Grass and some weeds in a pond can look pretty up to a point, but if they overgrow, they can cover the pond and affect its function. Removing weeds and grass around a pond is not something to take lightly. You cannot use just any herbicide to remove vegetation around water. Things like wildlife and recreation must be taken into consideration so you don't cause any harm. There are a few chemicals on the market that are allowed for use in water.
Determine what kind of weeds you are dealing with. There are generally four types: weeds around the edge, emergent weeds in the water, submerged weeds in the water and algae that have no roots.
Apply a natural vegetation killer to grasses and weeds along the land around the water.

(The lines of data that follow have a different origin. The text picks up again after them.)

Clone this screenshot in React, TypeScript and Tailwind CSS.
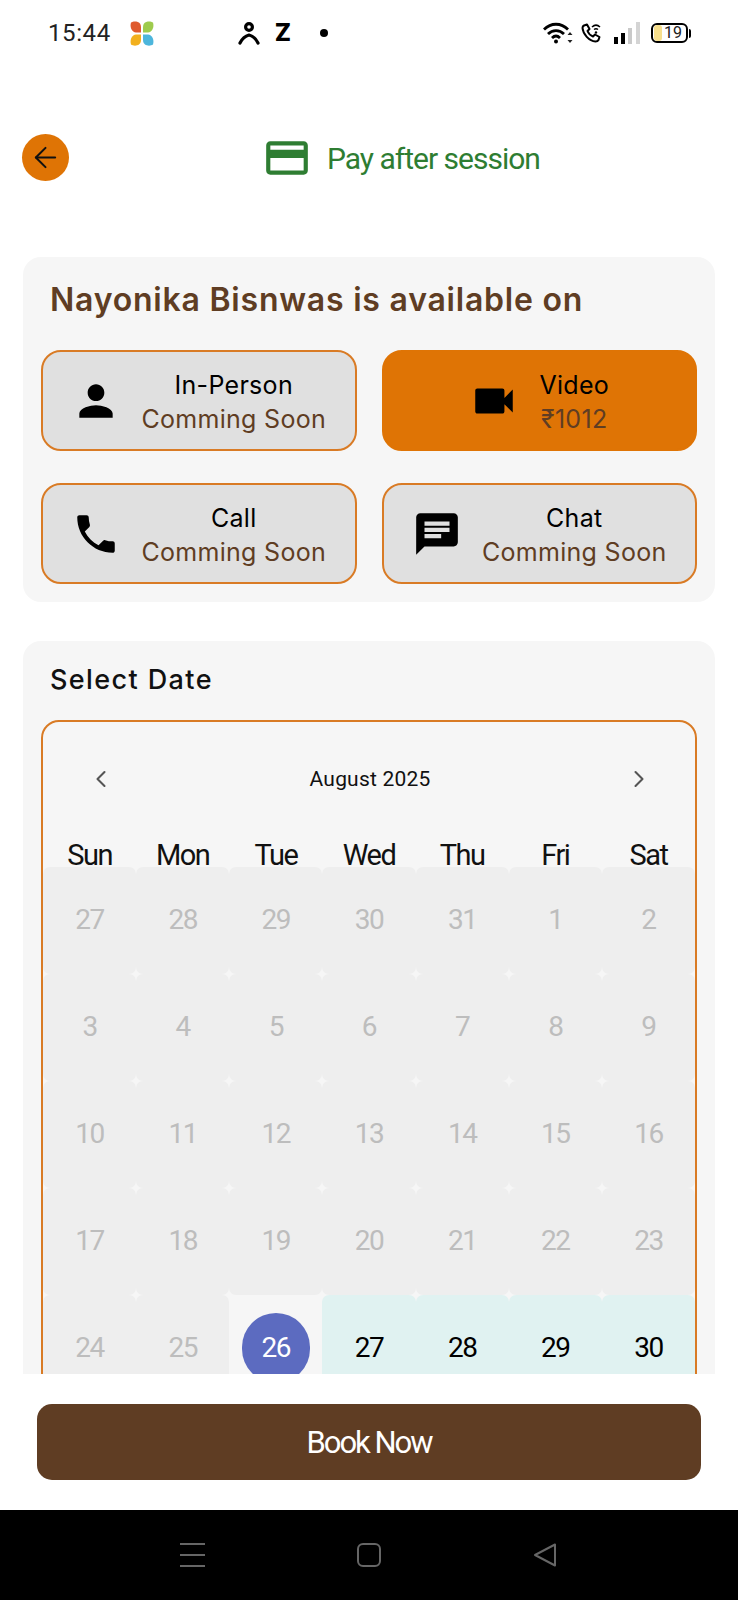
import { ArrowLeft, ChevronLeft, ChevronRight } from 'lucide-react';
import type { ReactNode } from 'react';
import { MdChat, MdCreditCard, MdPerson, MdPhone, MdVideocam } from 'react-icons/md';

const inter = 'font-["Inter",sans-serif]';
const roboto = 'font-["Roboto",sans-serif]';

const weekdays = ['Sun', 'Mon', 'Tue', 'Wed', 'Thu', 'Fri', 'Sat'];
const dates = [
  27, 28, 29, 30, 31, 1, 2, 3, 4, 5, 6, 7, 8, 9, 10, 11, 12, 13, 14, 15, 16, 17, 18, 19, 20, 21, 22, 23, 24, 25, 26, 27,
  28, 29, 30,
];
const SELECTED_INDEX = 30;

function Clover() {
  return (
    <svg width="26" height="25" viewBox="0 0 26 25" className="ml-[18px]">
      <path d="M2 1.500C4 0 8 0 10 1.500s2 3.500 2 6v4H7C3 11.500 .5 6 2 1.500z" fill="#df5a2e" />
      <path d="M24 1.500C22 0 18 0 16 1.500s-2 3.500-2 6v4h5c4 0 6.500-5.500 5-10z" fill="#9ecb4d" />
      <path d="M2 23.500c2 1.500 6 1.500 8 0s2-3.500 2-6v-4H7c-4 0-6.500 5.500-5 10z" fill="#f2b01e" />
      <path d="M24 23.500c-2 1.500-6 1.500-8 0s-2-3.500-2-6v-4h5c4 0 6.500 5.500 5 10z" fill="#4db6dc" />
    </svg>
  );
}

function StatusBar() {
  return (
    <div className="flex h-[66px] items-center pl-[48px]">
      <span className={`${roboto} text-[24px] leading-none tracking-[0.6px] text-[#222222]`}>15:44</span>
      <Clover />
      <svg width="22" height="23" viewBox="0 0 22 23" className="ml-[83px]" fill="none" stroke="#000000" strokeWidth="3.2">
        <circle cx="11" cy="5" r="3.400" />
        <path d="M2 21c2-4 5-7 9-8 4 1 7 4 9 8" strokeLinecap="round" strokeLinejoin="round" />
      </svg>
      <span className={`${inter} ml-[15px] text-[24px] leading-none font-extrabold text-black`}>Z</span>
      <span className="ml-[29px] h-2 w-2 rounded-full bg-black" />
      <svg width="30" height="22" viewBox="0 0 30 22" className="ml-[215px]" fill="none" stroke="#000000" strokeWidth="2.800">
        <path d="M1 7.500c7-7 17-7 24 0" />
        <path d="M5 12c4.500-4.500 11.500-4.500 16 0" />
        <path d="M9 16c2.500-2.500 5.500-2.500 8 0" />
        <circle cx="13" cy="19.500" r="2" fill="#000000" stroke="none" />
        <path d="M27 10l2.500 3h-5zM27 21l2.500-3h-5z" fill="#222222" stroke="none" />
      </svg>
      <svg width="21" height="20" viewBox="0 0 21 20" className="ml-[8px]" fill="none" stroke="#000000">
        <path
          d="M3 2.500l3-1 2.500 4.500-2 2c1 2.500 3 4.500 5.500 5.500l2-2 4.500 2.500-1 3c-.5 1-2 1.500-3 1.500C8 18 2 11 1.500 5c0-1 .5-2 1.500-2.500z"
          strokeWidth="2"
          strokeLinejoin="round"
        />
        <path d="M11 4c2.500-2.500 5.500-2.500 8 0M13 6.500c1.500-1.200 2.500-1.200 4 0" strokeWidth="1.500" />
        <circle cx="15" cy="9.500" r="1.200" fill="#000000" stroke="none" />
      </svg>
      <svg width="26" height="22" viewBox="0 0 26 22" className="ml-[12px]">
        <rect x="0" y="15" width="4" height="7" fill="#000000" />
        <rect x="7" y="11" width="4" height="11" fill="#000000" />
        <rect x="14" y="6" width="4" height="16" fill="#c9c9c9" />
        <rect x="22" y="0" width="4" height="22" fill="#d4d4d4" />
      </svg>
      <div className="ml-[11px] flex items-center">
        <div className="flex h-[20px] w-[37px] items-center overflow-hidden rounded-[6px] border-2 border-black">
          <span className="ml-[1px] h-full w-[8px] rounded-[3px] bg-[#f7df8c]" />
          <span className={`${roboto} ml-[2px] text-[16px] leading-none text-[#222222]`}>19</span>
        </div>
        <span className="ml-[1px] h-[9px] w-[2px] rounded-r-sm bg-black" />
      </div>
    </div>
  );
}

function Header() {
  return (
    <div className="mt-[68px] flex h-[47px] items-center pl-[22px]">
      <button className="flex h-[47px] w-[47px] items-center justify-center rounded-full bg-[#df7405]">
        <ArrowLeft size={33} strokeWidth={1.5} color="#111111" />
      </button>
      <MdCreditCard size={50} color="#2e7d32" className="ml-[193px]" />
      <span className={`${roboto} ml-[15px] pt-[2px] text-[30px] leading-none tracking-[-1px] text-[#2e7d32]`}>
        Pay after session
      </span>
    </div>
  );
}

interface ModeButtonProps {
  icon: ReactNode;
  title: string;
  note: string;
  active?: boolean;
}

function ModeButton({ icon, title, note, active }: ModeButtonProps) {
  return (
    <div
      className={`flex h-[101px] items-center justify-center gap-5 rounded-[20px] border-2 ${
        active ? 'border-[#df7405] bg-[#df7405]' : 'border-[#d97b25] bg-[#e0e0e0]'
      }`}
    >
      {icon}
      <div className={`${inter} pt-[3px] text-center text-[25px] tracking-[0.3px]`}>
        <div className="leading-[34px] text-black">{title}</div>
        <div className="leading-[34px] text-[#5f3d23]">{note}</div>
      </div>
    </div>
  );
}

function Availability() {
  return (
    <div className="mx-[23px] mt-[76px] rounded-[18px] bg-[#f6f6f6] px-[18px] pt-[21px] pb-[18px]">
      <h2 className={`${inter} pl-[9px] text-[32px] leading-[44px] font-semibold tracking-[0.78px] text-[#5f3d23]`}>
        Nayonika Bisnwas is available on
      </h2>
      <div className="mt-[28px] grid grid-cols-2 gap-x-[25px] gap-y-[32px]">
        <ModeButton icon={<MdPerson size={50} color="#000000" />} title="In-Person" note="Comming Soon" />
        <ModeButton icon={<MdVideocam size={50} color="#000000" />} title="Video" note="₹1012" active />
        <ModeButton icon={<MdPhone size={50} color="#000000" />} title="Call" note="Comming Soon" />
        <ModeButton icon={<MdChat size={50} color="#000000" />} title="Chat" note="Comming Soon" />
      </div>
    </div>
  );
}

function cellClass(index: number) {
  if (index === SELECTED_INDEX) return 'text-white';
  if (index > SELECTED_INDEX) return 'bg-[#e0f2f1] text-black';
  return 'bg-[#eeeeee] text-[#bdbdbd]';
}

function Calendar() {
  return (
    <div className="mt-[20px] rounded-[18px] border-2 border-[#d97b25]">
      <div className="flex h-[113px] items-center justify-between pr-[42px] pl-[44px]">
        <ChevronLeft size={28} strokeWidth={1.8} color="#555555" />
        <span className={`${roboto} pt-[1px] text-[21px] leading-none tracking-[0.2px] text-[#111111]`}>August 2025</span>
        <ChevronRight size={28} strokeWidth={1.8} color="#555555" />
      </div>
      <div className="grid grid-cols-7">
        {weekdays.map((day) => (
          <div
            key={day}
            className={`${roboto} flex h-[32px] items-start justify-center text-[29px] leading-[40px] tracking-[-1.5px] text-[#111111]`}
          >
            {day}
          </div>
        ))}
        {dates.map((date, index) => (
          <div
            key={index}
            className={`${roboto} flex h-[107px] items-center justify-center rounded-[7px] pb-[2px] text-[28px] tracking-[-1.5px] ${cellClass(index)}`}
          >
            {index === SELECTED_INDEX ? (
              <span className="flex h-[70px] w-[68px] items-center justify-center rounded-full bg-[#5c6bc0]">{date}</span>
            ) : (
              date
            )}
          </div>
        ))}
      </div>
    </div>
  );
}

function DateSection() {
  return (
    <div className="mx-[23px] mt-[39px] rounded-[18px] bg-[#f6f6f6] px-[18px] pt-[19px]">
      <h2 className={`${inter} pl-[9px] text-[27px] leading-[40px] font-medium tracking-[1.4px] text-[#111111]`}>
        Select Date
      </h2>
      <Calendar />
    </div>
  );
}

function NavBar() {
  return (
    <div className="flex h-[90px] items-center justify-center gap-[152px] bg-black pr-[2px]">
      <div className="flex h-[24px] w-[25px] flex-col justify-between">
        <span className="h-[2px] bg-[#666666]" />
        <span className="h-[2px] bg-[#666666]" />
        <span className="h-[2px] bg-[#666666]" />
      </div>
      <span className="h-[24px] w-[24px] rounded-[6px] border-2 border-[#666666]" />
      <svg width="24" height="24" viewBox="0 0 24 24" fill="none" stroke="#666666" strokeWidth="2" strokeLinejoin="round">
        <path d="M22 1.500v21L2 12z" />
      </svg>
    </div>
  );
}

export default function App() {
  return (
    <div className="flex h-[1600px] w-[738px] flex-col overflow-hidden bg-white">
      <div className="h-[1374px] overflow-hidden">
        <StatusBar />
        <Header />
        <Availability />
        <DateSection />
      </div>
      <div className="flex flex-1 items-center px-[37px]">
        <button
          className={`${roboto} flex h-[76px] w-full items-center justify-center rounded-[15px] bg-[#5f3d23] pt-[2px] text-[31px] tracking-[-2px] text-white`}
        >
          Book Now
        </button>
      </div>
      <NavBar />
    </div>
  );
}
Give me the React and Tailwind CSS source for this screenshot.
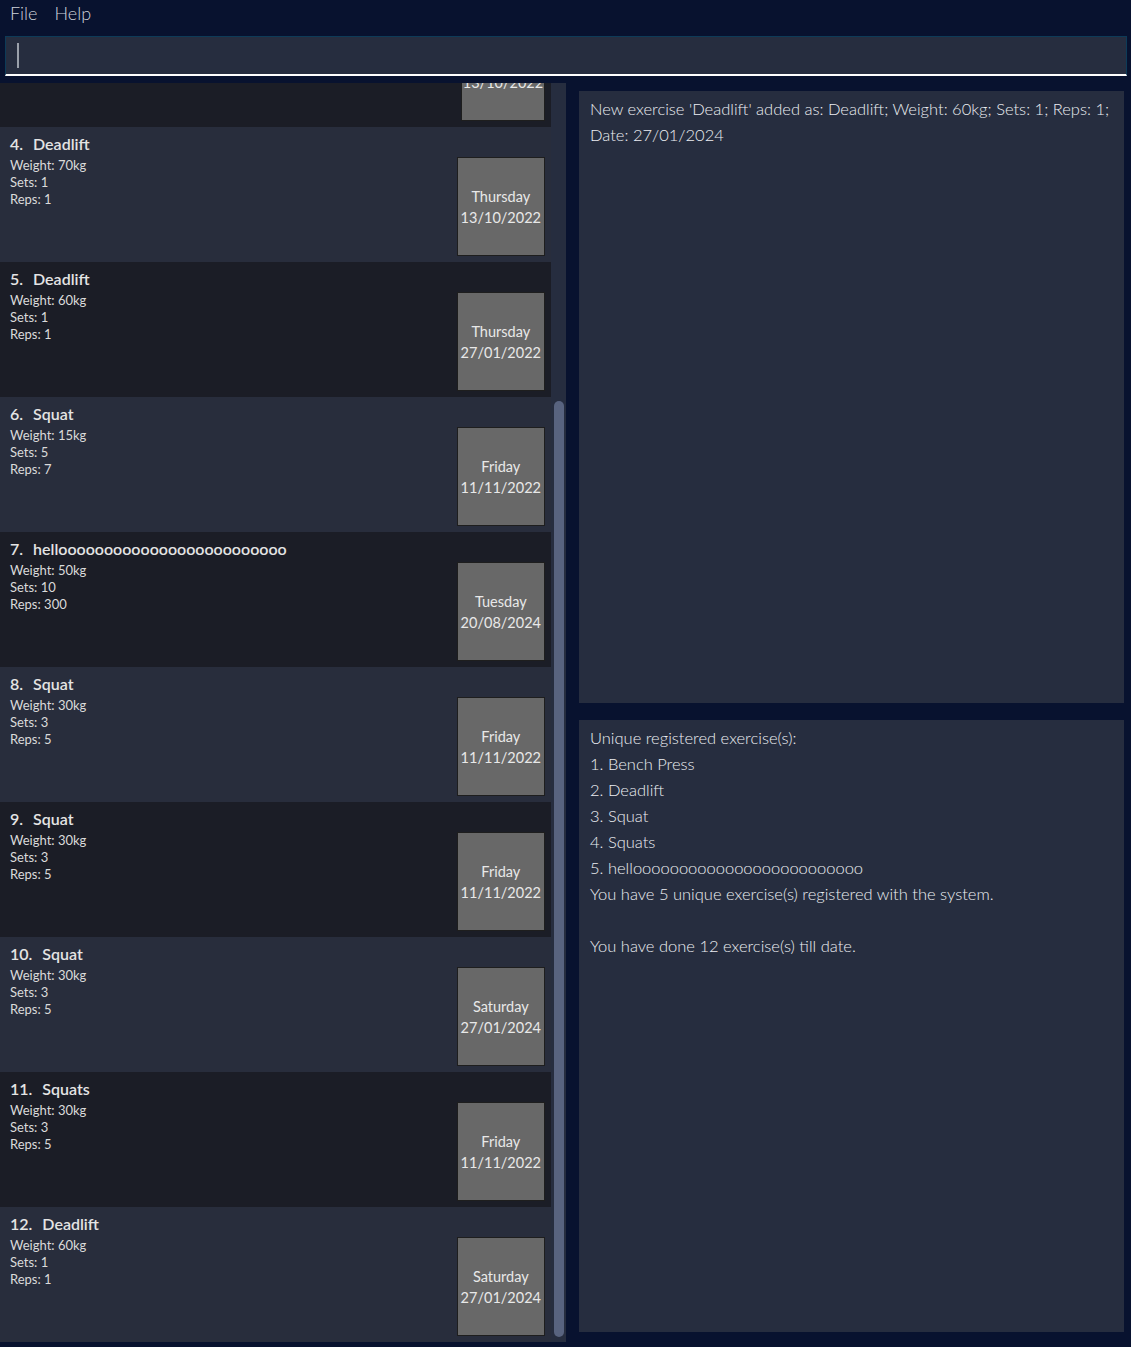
import React from 'react';

const hello = 'hell' + 'o'.repeat(25);

const rows = [
  { n: 4, name: 'Deadlift', weight: '70kg', sets: 1, reps: 1, day: 'Thursday', date: '13/10/2022' },
  { n: 5, name: 'Deadlift', weight: '60kg', sets: 1, reps: 1, day: 'Thursday', date: '27/01/2022' },
  { n: 6, name: 'Squat', weight: '15kg', sets: 5, reps: 7, day: 'Friday', date: '11/11/2022' },
  { n: 7, name: hello, weight: '50kg', sets: 10, reps: 300, day: 'Tuesday', date: '20/08/2024' },
  { n: 8, name: 'Squat', weight: '30kg', sets: 3, reps: 5, day: 'Friday', date: '11/11/2022' },
  { n: 9, name: 'Squat', weight: '30kg', sets: 3, reps: 5, day: 'Friday', date: '11/11/2022' },
  { n: 10, name: 'Squat', weight: '30kg', sets: 3, reps: 5, day: 'Saturday', date: '27/01/2024' },
  { n: 11, name: 'Squats', weight: '30kg', sets: 3, reps: 5, day: 'Friday', date: '11/11/2022' },
  { n: 12, name: 'Deadlift', weight: '60kg', sets: 1, reps: 1, day: 'Saturday', date: '27/01/2024' },
];

const font = { fontFamily: '"Lato", "Noto Sans", sans-serif' };

const ExerciseRow = ({ row }) => (
  <div className={`flex h-[135px] shrink-0 justify-between ${row.n % 2 ? 'bg-[#1b1d26]' : 'bg-[#282d3c]'}`}>
    <div className="pl-[10px] pt-[6px] text-[#e4e4e4]">
      <div className="text-[16px] leading-[22px] font-semibold whitespace-pre">
        {row.n}.{'  '}<span className="ml-[2px]">{row.name}</span>
      </div>
      <div className="mt-[2px] text-[13px] leading-[17px] text-[#dadada]">
        <div>Weight: {row.weight}</div>
        <div>Sets: {row.sets}</div>
        <div>Reps: {row.reps}</div>
      </div>
    </div>
    <div className="mr-[6px] mt-[30px] flex h-[99px] flex-col justify-center border border-[#1e1e1e] bg-[#686868] px-[3px] text-center text-[14.5px] leading-[21px] text-[#e8e8e8]">
      <div>{row.day}</div>
      <div>{row.date}</div>
    </div>
  </div>
);

export default function App() {
  return (
    <div className="flex h-[1347px] w-[1131px] flex-col overflow-hidden bg-[#08122f]" style={font}>
      {/* menu bar */}
      <div className="flex h-[30px] items-start gap-[17px] px-[10px] pt-[1px] text-[18px] leading-[24px] font-light text-[#d0d4db]">
        <span>File</span>
        <span>Help</span>
      </div>

      {/* command box */}
      <div className="ml-[5px] mr-[4px] mt-[6px] flex h-[40px] items-center border border-b-2 border-[#0d3b58] border-b-white bg-[#262d3f] px-[11px]">
        <div className="h-[25px] w-[2px] bg-[#9aa0aa]" />
      </div>

      <div className="mt-[7px] flex min-h-0 flex-1">
        {/* exercise list, scrolled so row 3 is mostly out of view */}
        <div className="flex h-[1259px] w-[566px] overflow-hidden">
          <div className="flex w-[551px] flex-col overflow-hidden">
            <div className="flex h-[44px] shrink-0 justify-end bg-[#1b1d26]">
              <div className="mr-[6px] h-[38px] w-[84px] overflow-hidden border-x border-b border-[#1e1e1e] bg-[#686868] text-center text-[14.5px] leading-[21px] text-[#e8e8e8]">
                <div className="mt-[-11px]">13/10/2022</div>
              </div>
            </div>
            {rows.map((row) => (
              <ExerciseRow key={row.n} row={row} />
            ))}
          </div>
          <div className="w-[15px] bg-[#262d3f] px-[3px] pt-[318px] pb-[5px]">
            <div className="h-full w-[10px] rounded-full bg-[#58637f]" />
          </div>
        </div>

        {/* result panels */}
        <div className="ml-[13px] flex w-[545px] flex-col gap-[17px] pt-[8px] text-[16.5px] font-light leading-[26px] text-[#eceef2]">
          <div className="h-[612px] bg-[#262d3f] px-[11px] py-[5px]">
            New exercise 'Deadlift' added as: Deadlift; Weight: 60kg; Sets: 1; Reps: 1; Date: 27/01/2024
          </div>
          <div className="h-[612px] bg-[#262d3f] px-[11px] py-[5px]">
            <div>Unique registered exercise(s):</div>
            <div>1. Bench Press</div>
            <div>2. Deadlift</div>
            <div>3. Squat</div>
            <div>4. Squats</div>
            <div>5. {hello}</div>
            <div>You have 5 unique exercise(s) registered with the system.</div>
            <div className="h-[26px]" />
            <div>You have done 12 exercise(s) till date.</div>
          </div>
        </div>
      </div>
    </div>
  );
}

Salt or vinegar will both kill grass and weeds and are not toxic. Spray the vinegar on the vegetation or sprinkle salt. This is a good method if all you have are weeds around the edge and none in the pond.
Pick a safe herbicide for water. There are only a few herbicides listed as safe for ponds and waterways. If your pond supports wildlife such as fish or waterfowl or it is used for recreation like swimming or fishing, you will want to use one of these. The chemical you pick will depend on the weed issues you have. Some do better at certain types, such as submerged weeds, than others. Choose a chelated copper herbicide for algae and weeds without roots. Fluridone is for water plants but doesn't do well on algae. Diquat does well with submerged weed and algae, and glyphosate is best on weeds on the edge of the water and emergent plants.
Add the recommended amount of chemical to a spray container and spray the offending weeds if this is how it is to be administered. Some chemicals are to be poured in the water and the amount depends on the water volume of the pond.
Wait the appropriate number of days before resuming activities. Some chemicals will list a waiting period for fishing, swimming, livestock use or other activities. Follow these closely to avoid illness or worse.